手術前は網膜分離(矢印)と、黄斑部の網膜剥離(星)があり、視力が低下している。
硝子体手術により網膜分離、網膜剥離ともに治癒し視力も改善した。

後部ぶどう腫

  • 後部ぶどう腫とは病的近視の特徴ともいえる代表的な病態であり、眼球後部が後方に突出した状態です。
  • 後部ぶどう腫のある病的近視眼では、ぶどう腫のない眼より視力が悪くなる傾向にあることや、近視性牽引黄斑症や脈絡膜新生血管などの合併症が起こりやすいことも報告されています。
  • 院長はこれまで後部ぶどう腫の研究に携わってきており、光干渉断層計を用いたぶどう腫の診断(業績4、6、9)や、ラットを用いた動物実験での眼軸延長抑制法の開発(業績7)を報告して参りました。

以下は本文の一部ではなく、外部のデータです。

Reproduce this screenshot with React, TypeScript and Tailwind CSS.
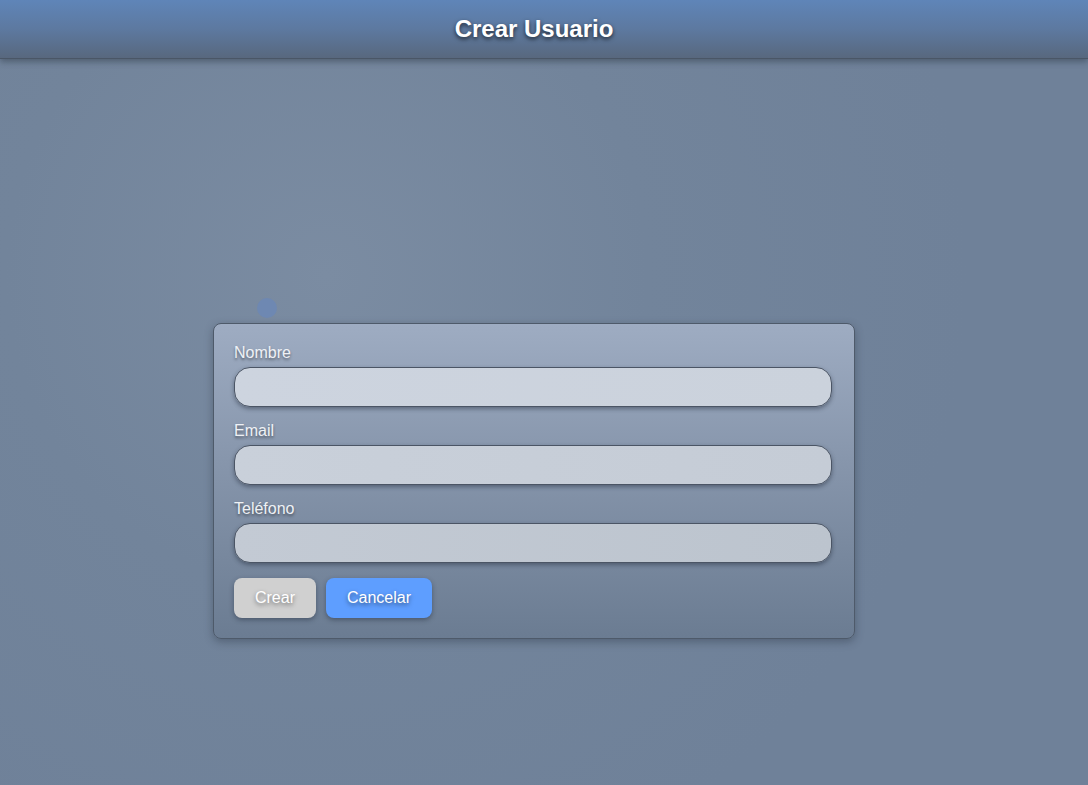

  • 後部ぶどう腫は病的近視合併症の諸悪の根源とも言えるような病態ですが、残念ながらぶどう腫を戻す治療法はなく、予防法も確立されていません。しかし、ぶどう腫に伴って生じる合併症に対しては治療が可能です。後部ぶどう腫を指摘された方は、合併症の早期発見ができるよう、定期的な健診を受ける事が望まれます。